HVAC guide

How to Winterize Your Plumbing and Heating Systems

One hard freeze can burst an exposed pipe, flood a wall cavity, and take out drywall, flooring, and insulation in a single night. At the same time, heating systems that were “fine last March” often fail on the first serious cold snap—usually when every HVAC company is already booked solid.

Winterizing is not one chore; it is a short checklist that protects both plumbing and heating before temperatures stay below freezing. Most tasks take an afternoon and cost far less than emergency thawing, pipe repairs, or a no-heat service call on a holiday weekend.

When to start (and why timing matters)

Begin outdoor plumbing prep before the first sustained freeze forecast in your area—often late fall, but earlier if you live at elevation or in northern climates. Schedule a heating tune-up in early fall so technicians have availability and parts are in stock.

If you are leaving for an extended trip, complete the full checklist below and set thermostats high enough to keep interior walls above freezing (typically 55°F minimum; many homeowners use 60–62°F).

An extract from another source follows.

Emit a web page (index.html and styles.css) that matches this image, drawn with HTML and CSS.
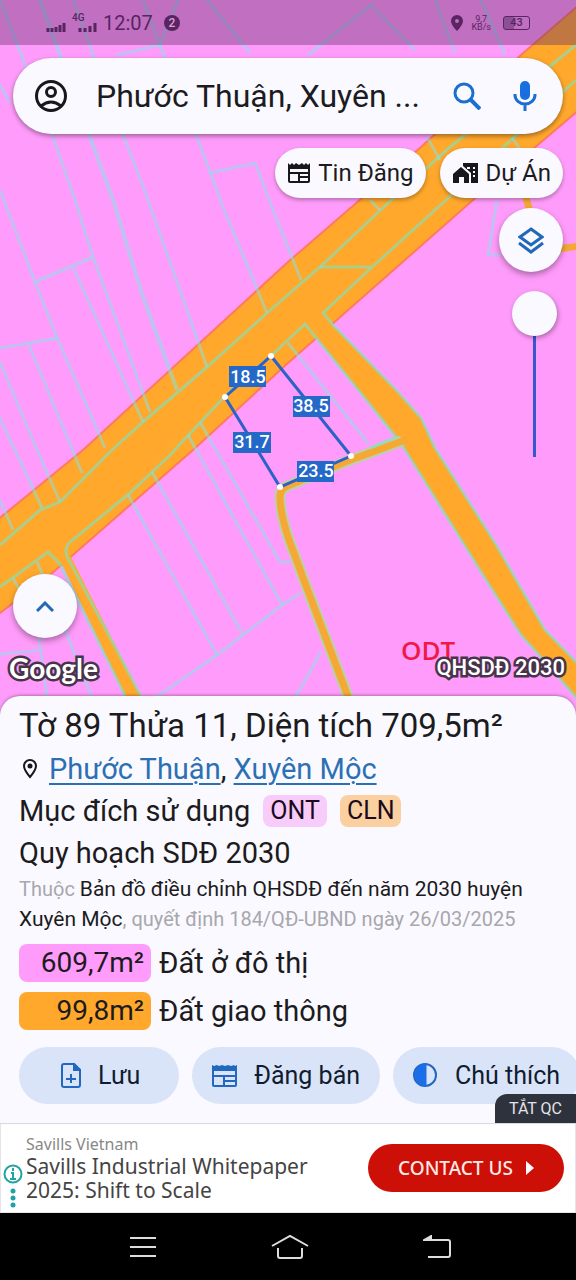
FILE: index.html
```
<!DOCTYPE html>
<html lang="vi">
<head>
    <meta charset="UTF-8">
    <meta name="viewport" content="width=device-width, initial-scale=1.0">
    <title>Bản đồ quy hoạch</title>
    <link rel="stylesheet" href="styles.css">
</head>
<body>
    <section class="map">
        <svg class="map-canvas" viewBox="0 0 576 720" preserveAspectRatio="xMidYMin slice" aria-hidden="true">
            <!-- đường giao thông -->
            <path class="road main-road" d="M-4 521L83 450L288 262L421 147L521 55L580 4V109L473 200L288 363L193 450L50 575L-4 616Z"/>
            <path class="road" d="M305 324L323 313L333 325L398 392L421 418L435 448L495 543L545 630L580 666V702L541 657L521 635L488 583L402 445L396 437Z"/>
            <path class="road" d="M60 560L70 555L143 700H127Z"/>
            <path class="lane-edge" d="M402 441L345 462L290 485Q280 488 280 497Q280 512 288 537L305 583L350 702"/>
            <path class="lane" d="M408 439L345 462L290 485Q280 488 280 497Q280 512 288 537L305 583L350 702"/>
            <path class="lane" d="M524 190L530 212M558 249L580 246"/>
            <!-- mép đường -->
            <g class="edge">
                <path d="M0 545L40 510L60 502L112 450L143 422L207 367L267 313L320 267L388 203L450 147L576 45"/>
                <path d="M0 587L48 552L60 564L127 700M143 700L70 562Q62 550 70 542L130 493L170 455L224 397L271 356L305 324L396 437L370 448"/>
                <path d="M320 267H371M576 80L446 200L371 268L323 313L333 325L398 392L421 418L435 448L495 543L545 630L580 666"/>
                <path d="M402 445L488 583L521 635L541 657L580 702"/>
            </g>
            <!-- ranh thửa -->
            <g class="parcel">
                <path d="M0 0L53 137L75 200L93 257L150 412"/>
                <path class="wide" d="M40 0L90 137L113 200L143 297L177 390"/>
                <path d="M73 0L93 55L124 137L148 200L207 367"/>
                <path d="M0 85L10 103M0 190L35 282L58 340L105 448"/>
                <path d="M35 282L93 257M73 267L143 422M0 348L58 338M28 343L82 473M0 362L37 450L60 502M0 418L42 508M0 500L13 530"/>
                <path d="M143 0L163 53L197 137L223 207L267 313"/>
                <path d="M210 173L255 163L273 210L301 280M117 55L160 45L178 0M207 0L250 53"/>
                <path d="M308 55L371 5L415 50M435 0L455 53M481 0L505 55M427 137L440 160M512 137L520 150M370 200L380 210"/>
                <path d="M497 200L488 255H500"/>
                <path d="M128 495L217 655M152 472L242 633M188 435L282 605M200 422L280 562H290"/>
                <path d="M155 698L217 655L282 605L301 593M321 652L295 698M288 343L368 443"/>
                <path d="M0 654L42 650M38 630L47 698M63 625L92 698M13 578L25 600M37 562L45 580"/>
            </g>
            <!-- kích thước thửa đất -->
            <path class="measure" d="M225 397L271 356L351 456L280 487Z"/>
            <g class="dot">
                <circle cx="225" cy="397" r="3"/>
                <circle cx="271" cy="356" r="3"/>
                <circle cx="351" cy="456" r="3"/>
                <circle cx="280" cy="487" r="3"/>
            </g>
            <g class="size-box">
                <rect x="229" y="366" width="37" height="21"/>
                <rect x="293" y="396" width="37" height="21"/>
                <rect x="233" y="432" width="38" height="21"/>
                <rect x="297" y="461" width="37" height="21"/>
            </g>
            <g class="size-text">
                <text x="248" y="383">18.5</text>
                <text x="311" y="412">38.5</text>
                <text x="252" y="448">31.7</text>
                <text x="316" y="477">23.5</text>
            </g>
            <text class="zone" x="401" y="660">ODT</text>
        </svg>

        <div class="status">
            <svg width="20" height="10" viewBox="0 0 20 10"><path d="M2 6v4M6 6v4M10 5v5M14 3v7M18 1v9" stroke="currentColor" stroke-width="3"/></svg>
            <div class="signal">
                <span>4G</span>
                <svg width="20" height="10" viewBox="0 0 20 10"><path d="M2 6v4M7 6v4M12 4v6M17 1v9" stroke="currentColor" stroke-width="3"/></svg>
            </div>
            <time>12:07</time>
            <span class="count">2</span>
            <svg class="pin" width="12" height="16" viewBox="0 0 12 16"><path fill="currentColor" fill-rule="evenodd" d="M6 0a6 6 0 0 0-6 6c0 4 6 10 6 10s6-6 6-10a6 6 0 0 0-6-6zm0 4a2 2 0 1 1 0 4 2 2 0 0 1 0-4z"/></svg>
            <div class="speed"><span>9,7</span><span>KB/s</span></div>
            <div class="battery">43</div>
        </div>

        <form class="search">
            <button type="button" class="icon-btn" aria-label="Tài khoản">
                <svg width="34" height="34" viewBox="0 0 34 34" fill="none" stroke="#17171c" stroke-width="3"><circle cx="17" cy="17" r="14.500"/><circle cx="17" cy="13" r="4.500"/><path d="M7 27q10-8 20 0"/></svg>
            </button>
            <input type="text" value="Phước Thuận, Xuyên ..." aria-label="Tìm kiếm">
            <button type="button" class="icon-btn" aria-label="Tìm">
                <svg width="28" height="28" viewBox="0 0 28 28" fill="none" stroke="#1a6fd0" stroke-width="3"><circle cx="11" cy="11" r="9"/><path d="M17 17l10 10" stroke-width="4"/></svg>
            </button>
            <button type="button" class="icon-btn mic" aria-label="Giọng nói">
                <svg width="24" height="32" viewBox="0 0 24 32"><rect x="7" y="1" width="10" height="19" rx="5" fill="#1a6fe0"/><path d="M2 14v1a10 9 0 0 0 20 0v-1M12 24v7" fill="none" stroke="#1a6fd0" stroke-width="3"/></svg>
            </button>
        </form>

        <div class="chips">
            <button type="button">
                <svg width="22" height="20" viewBox="0 0 22 20"><path fill="#17171c" fill-rule="evenodd" d="M0 0l2 2 2-2 2 2 2-2 3 2 3-2 2 2 2-2 2 2 2-2v18q0 2-2 2H2q-2 0-2-2zM2 6v3h18V6zm0 5v7h8v-7zm10 0v2h8v-2zm0 4v3h8v-3z"/></svg>
                Tin Đăng
            </button>
            <button type="button">
                <svg width="25" height="20" viewBox="0 0 25 20"><path fill="#17171c" fill-rule="evenodd" d="M0 11l8-7 8 7v9h-5v-6H6v6H0zM10 0h15v20h-7V10l-8-7zM20 4v2h2V4zm0 4v2h2V8zm0 4v2h2v-2zM14 4v2h3V4z"/></svg>
                Dự Án
            </button>
        </div>

        <div class="tools">
            <button type="button" class="round" aria-label="Lớp bản đồ">
                <svg width="26" height="28" viewBox="0 0 26 28" fill="none" stroke="#2268b8" stroke-width="3"><path d="M13 3l11 8-11 8-11-8zM1 17l12 9 12-9"/></svg>
            </button>
            <input class="opacity" type="range" min="0" max="100" value="0" aria-label="Độ mờ">
        </div>

        <button type="button" class="round expand" aria-label="Mở rộng">
            <svg width="18" height="11" viewBox="0 0 18 11" fill="none" stroke="#2268b8" stroke-width="3"><path d="M1 10l8-8 8 8"/></svg>
        </button>
        <div class="map-footer">
            <span class="google">Google</span>
            <span class="layer-name">QHSDĐ 2030</span>
        </div>
    </section>

    <section class="sheet">
        <h1>Tờ 89 Thửa 11, Diện tích 709,5m²</h1>
        <p class="row address">
            <svg width="14" height="20" viewBox="0 0 14 20"><path d="M7 1a6 6 0 0 0-6 6c0 4 6 11 6 11s6-7 6-11a6 6 0 0 0-6-6z" fill="none" stroke="#17171c" stroke-width="2"/><circle cx="7" cy="7" r="2.500" fill="#17171c"/></svg>
            <span><a href="#">Phước Thuận</a>, <a href="#">Xuyên Mộc</a></span>
        </p>
        <p class="row purpose">Mục đích sử dụng <span class="tag ont">ONT</span><span class="tag cln">CLN</span></p>
        <p class="row">Quy hoạch SDĐ 2030</p>
        <p class="source">Thuộc <b>Bản đồ điều chỉnh QHSDĐ đến năm 2030 huyện Xuyên Mộc</b>, quyết định 184/QĐ-UBND ngày 26/03/2025</p>
        <ul class="areas">
            <li><span class="area pink">609,7m²</span>Đất ở đô thị</li>
            <li><span class="area orange">99,8m²</span>Đất giao thông</li>
        </ul>
        <div class="actions">
            <button type="button" class="save">
                <svg width="20" height="25" viewBox="0 0 20 25" fill="none" stroke="#2268c0" stroke-width="2"><path d="M1 3q0-2 2-2h10l6 6v15q0 2-2 2H3q-2 0-2-2zM10 11v9M5 16h10"/><path d="M13 1v6h6z" fill="#2268c0"/></svg>
                Lưu
            </button>
            <button type="button">
                <svg width="25" height="22" viewBox="0 0 25 22"><path fill="#2268c0" fill-rule="evenodd" d="M0 0l2 1 3-1 2 1 3-1 3 1 3-1 3 1 3-1 1 1 2-1v20q0 2-2 2H2q-2 0-2-2zM2 6v4h21V6zm0 6v8h9v-8zm11 0v3h10v-3zm0 5v3h10v-3z"/></svg>
                Đăng bán
            </button>
            <button type="button">
                <svg width="25" height="25" viewBox="0 0 25 25"><circle cx="12" cy="12" r="11" fill="none" stroke="#2268c0" stroke-width="2"/><path d="M13 1a11 11 0 0 0 0 22z" fill="#1a6fe8" stroke="#1a6fe8"/></svg>
                Chú thích
            </button>
        </div>
        <button type="button" class="hide-ad">TẮT QC</button>
    </section>

    <section class="ad">
        <div class="ad-marks">
            <svg width="20" height="20" viewBox="0 0 20 20" fill="none" stroke="#1fa3a3" stroke-width="2"><circle cx="10" cy="10" r="8.500"/><path d="M8 9h2v5M7 15h6M10 4v3" /></svg>
            <svg width="6" height="20" viewBox="0 0 6 20" fill="#1fa3a3"><circle cx="3" cy="3" r="2.500"/><circle cx="3" cy="10" r="2.500"/><circle cx="3" cy="17" r="2.500"/></svg>
        </div>
        <div class="ad-text">
            <small>Savills Vietnam</small>
            <p>Savills Industrial Whitepaper 2025: Shift to Scale</p>
        </div>
        <a class="contact" href="#">CONTACT US
            <svg width="9" height="16" viewBox="0 0 9 16"><path d="M1 1l8 7-8 7z" fill="#fff"/></svg>
        </a>
    </section>

    <nav class="system-nav">
        <button type="button" aria-label="Gần đây">
            <svg width="28" height="22" viewBox="0 0 28 22"><path d="M1 2h26M1 11h26M1 20h26"/></svg>
        </button>
        <button type="button" aria-label="Màn hình chính">
            <svg width="38" height="26" viewBox="0 0 38 26"><path d="M1 12L19 2l18 10M7 14v8q0 2 2 2h20q2 0 2-2v-8"/></svg>
        </button>
        <button type="button" aria-label="Quay lại">
            <svg width="28" height="24" viewBox="0 0 28 24"><path d="M5 22h20q2 0 2-2V7q0-2-2-2H2"/><path d="M8 1L1 5h7z" fill="#ddd"/></svg>
        </button>
    </nav>
</body>
</html>
```

FILE: styles.css
```
* {
    box-sizing: border-box;
}

body {
    margin: 0;
    min-height: 100vh;
    display: flex;
    flex-direction: column;
    background-color: #faf9ff;
    color: #1b1b20;
    font-family: Roboto, "Noto Sans", sans-serif;
}

button {
    border: none;
    padding: 0;
    background: none;
    color: inherit;
    font-family: inherit;
    cursor: pointer;
}

h1, p, ul {
    margin: 0;
    padding: 0;
}

svg {
    flex-shrink: 0;
}

/* Bản đồ */
.map {
    position: relative;
    flex: 1;
    min-height: 640px;
    display: flex;
    flex-direction: column;
    background-color: #ff9cfb;
    overflow: hidden;
}

.map-canvas {
    position: absolute;
    top: 0;
    left: 0;
    width: 100%;
    height: 100%;
}

.map > :not(.map-canvas) {
    position: relative;
}

.road {
    fill: #ffa82c;
}

.main-road {
    stroke: #ff7a5c;
    stroke-width: 2;
}

.lane-edge, .lane, .edge, .parcel, .measure {
    fill: none;
}

.lane-edge {
    stroke: #bcd0a8;
    stroke-width: 11;
}

.lane {
    stroke: #f5a934;
    stroke-width: 7;
}

.edge {
    stroke: rgba(120, 230, 200, 0.6);
    stroke-width: 3;
}

.parcel {
    stroke: rgba(130, 230, 235, 0.5);
    stroke-width: 3;
}

.parcel .wide {
    stroke-width: 4;
}

.measure {
    stroke: #2a62c8;
    stroke-width: 3;
}

.dot {
    fill: #fff;
}

.size-box {
    fill: #2468c8;
}

.size-text {
    fill: #fff;
    font-size: 18px;
    font-weight: 500;
    text-anchor: middle;
}

.zone {
    fill: #f01848;
    font-family: "Open Sans", sans-serif;
    font-size: 26px;
    font-weight: 600;
}

/* Thanh trạng thái */
.status {
    display: flex;
    align-items: center;
    height: 45px;
    padding: 0 46px;
    background-color: rgba(90, 40, 100, 0.38);
    color: #582560;
}

.status > svg:first-child {
    margin-top: 8px;
}

.signal {
    display: flex;
    flex-direction: column;
    width: 26px;
    margin: 0 5px 0 6px;
}

.signal span {
    font-size: 10px;
    font-weight: 500;
    line-height: 8px;
}

.signal svg {
    align-self: flex-end;
}

.status time {
    font-size: 20px;
}

.count {
    width: 16px;
    height: 16px;
    margin-left: 11px;
    border-radius: 50%;
    background-color: #582560;
    color: #d9a0dc;
    font-size: 12px;
    font-weight: 500;
    line-height: 16px;
    text-align: center;
}

.pin {
    margin-left: auto;
}

.speed {
    display: flex;
    flex-direction: column;
    margin: 0 12px 0 8px;
    font-size: 9px;
    line-height: 8px;
    text-align: center;
}

.battery {
    width: 27px;
    height: 14px;
    border: 1px solid #582560;
    border-radius: 3px;
    background: linear-gradient(90deg, #8c5096 40%, transparent 40%);
    font-size: 11px;
    font-weight: 500;
    line-height: 12px;
    text-align: center;
}

/* Tìm kiếm */
.search {
    display: flex;
    align-items: center;
    height: 76px;
    margin: 13px 13px 0;
    padding: 0 26px 0 21px;
    border-radius: 38px;
    background-color: #faf9ff;
    box-shadow: 0 2px 5px rgba(0, 0, 0, 0.4);
}

.search input {
    flex: 1;
    min-width: 0;
    margin-left: 28px;
    padding: 0;
    border: none;
    outline: none;
    background: none;
    color: #1b1b20;
    font-family: inherit;
    font-size: 32px;
}

.icon-btn {
    display: flex;
}

.mic {
    margin-left: 32px;
}

.chips {
    display: flex;
    justify-content: flex-end;
    gap: 14px;
    margin: 14px 13px 0;
}

.chips button {
    display: flex;
    align-items: center;
    gap: 8px;
    height: 50px;
    padding: 0 12px 0 13px;
    border-radius: 25px;
    background-color: #faf9ff;
    box-shadow: 0 2px 4px rgba(0, 0, 0, 0.3);
    font-size: 24px;
}

.tools {
    display: flex;
    flex-direction: column;
    align-items: flex-end;
    gap: 19px;
    margin: 10px 13px 0;
}

.round {
    display: flex;
    align-items: center;
    justify-content: center;
    width: 64px;
    height: 64px;
    border-radius: 50%;
    background-color: #faf9ff;
    box-shadow: 0 3px 6px rgba(0, 0, 0, 0.35);
}

.opacity {
    appearance: none;
    writing-mode: vertical-lr;
    width: 45px;
    height: 166px;
    margin: 0 6px 0 0;
    background: linear-gradient(#3458d0, #3458d0) center / 3px 100% no-repeat;
}

.opacity::-webkit-slider-thumb {
    appearance: none;
    width: 45px;
    height: 45px;
    border-radius: 50%;
    background-color: #faf9ff;
    box-shadow: 1px 2px 5px rgba(0, 0, 0, 0.35);
}

.expand {
    margin: auto 0 0 13px;
}

.map-footer {
    display: flex;
    align-items: center;
    justify-content: space-between;
    margin: 13px 11px 29px 9px;
    color: #fff;
    line-height: 34px;
    -webkit-text-stroke: 5px #47344a;
    paint-order: stroke fill;
}

.google {
    font-family: Lato, sans-serif;
    font-size: 28px;
    font-weight: 700;
}

.layer-name {
    font-size: 22px;
    font-weight: 500;
}

/* Thông tin thửa đất */
.sheet {
    position: relative;
    margin-top: -18px;
    padding: 8px 19px 19px;
    border-radius: 20px 20px 0 0;
    background-color: #faf9ff;
    box-shadow: 0 -1px 3px rgba(0, 0, 0, 0.3);
}

.sheet h1 {
    font-size: 33px;
    font-weight: 400;
    line-height: 44px;
}

.row {
    display: flex;
    align-items: center;
    font-size: 29px;
    line-height: 42px;
}

.address {
    gap: 12px;
    padding-left: 4px;
}

.address a {
    color: #2c70b4;
    text-decoration-thickness: 2px;
    text-underline-offset: 4px;
}

.tag {
    margin-left: 13px;
    padding: 0 7px;
    border-radius: 8px;
    color: #1b0a1b;
    font-size: 25px;
    line-height: 32px;
}

.ont {
    background-color: #f8ccfa;
}

.cln {
    background-color: #fad0a0;
}

.source {
    color: #a8a7ac;
    font-size: 20px;
    line-height: 30px;
}

.source b {
    color: #1b1b20;
    font-size: 21px;
    font-weight: 400;
}

.areas {
    display: grid;
    gap: 10px;
    margin-top: 10px;
    list-style: none;
}

.areas li {
    display: flex;
    gap: 8px;
    font-size: 29px;
    line-height: 38px;
}

.area {
    width: 132px;
    padding-right: 7px;
    border-radius: 8px;
    font-size: 28px;
    text-align: right;
}

.pink {
    background-color: #ff9cfb;
}

.orange {
    background-color: #ffa82c;
}

.actions {
    display: flex;
    gap: 13px;
    margin: 17px -19px 0 0;
    overflow: hidden;
}

.actions button {
    display: flex;
    flex-shrink: 0;
    align-items: center;
    gap: 17px;
    height: 57px;
    padding: 0 20px;
    border-radius: 29px;
    background-color: #dae4f8;
    color: #101c30;
    font-size: 25px;
}

.actions .save {
    padding: 0 39px 0 42px;
}

.hide-ad {
    position: absolute;
    right: 0;
    bottom: 0;
    width: 81px;
    height: 29px;
    border-radius: 12px 0 0 0;
    background-color: #2e323c;
    color: #e4e4e8;
    font-size: 16px;
}

/* Quảng cáo */
.ad {
    display: flex;
    align-items: center;
    min-height: 90px;
    padding: 0 11px 0 2px;
    border: 1px solid #e4e4e8;
    background-color: #fff;
    color: #444;
    font-family: "Noto Sans", sans-serif;
}

.ad-marks {
    display: flex;
    flex-direction: column;
    align-items: center;
    gap: 4px;
    margin: 36px 3px 0 0;
}

.ad-text {
    flex: 1;
    padding-right: 30px;
}

.ad-text small {
    display: block;
    color: #888;
    font-size: 16px;
    line-height: 20px;
}

.ad-text p {
    font-size: 21px;
    line-height: 24px;
}

.contact {
    display: flex;
    align-items: center;
    justify-content: center;
    gap: 12px;
    width: 196px;
    height: 48px;
    border-radius: 24px;
    background-color: #cc1008;
    color: #ffe8e4;
    font-size: 19px;
    font-weight: 500;
    text-decoration: none;
}

/* Thanh điều hướng */
.system-nav {
    display: flex;
    align-items: center;
    justify-content: space-between;
    height: 67px;
    padding: 0 120px 0 124px;
    background-color: #000;
}

.system-nav button {
    display: flex;
    justify-content: center;
    width: 38px;
}

.system-nav svg {
    fill: none;
    stroke: #ddd;
    stroke-width: 2;
}
```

Plumbing winterization checklist

  • Disconnect and drain outdoor hoses from hose bibs; install insulated faucet covers on exterior spigots.
  • Shut off and drain irrigation lines per manufacturer instructions; blow out sprinkler zones where required locally.
  • Insulate exposed pipes in crawlspaces, garages, attics, and along exterior walls—foam sleeves or heat tape on especially vulnerable runs.
  • Seal air leaks near pipe penetrations; cold wind through a foundation vent can freeze a line that is otherwise “inside.”
  • Know your main shutoff and test it once a year; tag the valve so anyone in the home can find it fast.
  • Open cabinet doors under sinks on exterior walls during extreme cold so room air reaches supply lines.
  • Let faucets drip slightly only when your utility or plumber recommends it during rare deep freezes—moving water can help, but it is not a substitute for insulation.
  • Keep garage doors closed if water lines run through the garage ceiling or walls.

Vacation and seasonal home steps

For second homes or long absences, consider a plumber’s winterization service that blows water from supply lines and adds antifreeze to traps. Never leave a home completely unheated unless it is professionally winterized—empty pipes in a cold structure freeze quickly.

If you rely on a smart thermostat while away, confirm Wi‑Fi and backup power behavior; a dead router or tripped breaker can still allow freeze damage.

Heating system winter prep

  • Replace or clean filters before heavy heating season; clogged filters reduce airflow and can trip safety limits.
  • Schedule professional maintenance for furnaces, boilers, or heat pumps—combustion checks, electrical connections, condensate drains, and defrost cycles on heat pumps.
  • Test the thermostat in heat mode; verify batteries on wireless stats and that schedules match your actual occupancy.
  • Clear vents and registers of furniture and storage; blocked returns starve the system and overheat heat exchangers.
  • Inspect flue and intake pipes on high-efficiency equipment for blockages from leaves, snow, or ice dams.
  • Check carbon monoxide and smoke alarms; replace batteries and test buttons—especially after months of little furnace use.
  • Confirm auxiliary heat settings on heat pumps so emergency strips engage correctly when outdoor temps drop.

Heat pump and hybrid homes

Heat pumps need clear outdoor coil airflow. Keep the unit level, remove debris, and avoid piling snow against the cabinet. In very cold climates, understand when your system switches to backup heat and what that does to your electric bill—surprises often show up on the first January statement.

If you have a humidifier on the furnace, clean the pad and water panel before season; moldy media blows into ductwork all winter.

Signs you already have a winter risk

  • Whistling or hammering pipes when fixtures run.
  • Rooms that never warm evenly despite high thermostat settings.
  • Prior freeze damage repaired with temporary wraps only.
  • Furnace short-cycling, burning smells, or delayed ignition.
  • Sump pump discharge lines that freeze and back up into the pit.

Any of these warrant a licensed plumber or HVAC technician before cold weather, not after damage appears.

What to do if pipes freeze

  1. Leave the affected faucet open and shut water at the nearest supply stop or main valve if flow is reduced or you see a split.
  2. Apply gentle heat with a hair dryer or space heater—never an open flame or propane torch on plumbing.
  3. Inspect walls and ceilings for bulging paint or new stains; hidden splits leak slowly after thaw.
  4. Call a plumber if you cannot locate the freeze, if multiple fixtures are affected, or if you suspect a burst line.

Final takeaway

Winter prep is cheap insurance: insulated pipes, a tuned heating system, and a household that knows where shutoffs live. Block a single weekend in fall for plumbing and HVAC tasks together—you will avoid competing for emergency slots when the whole neighborhood freezes on the same night.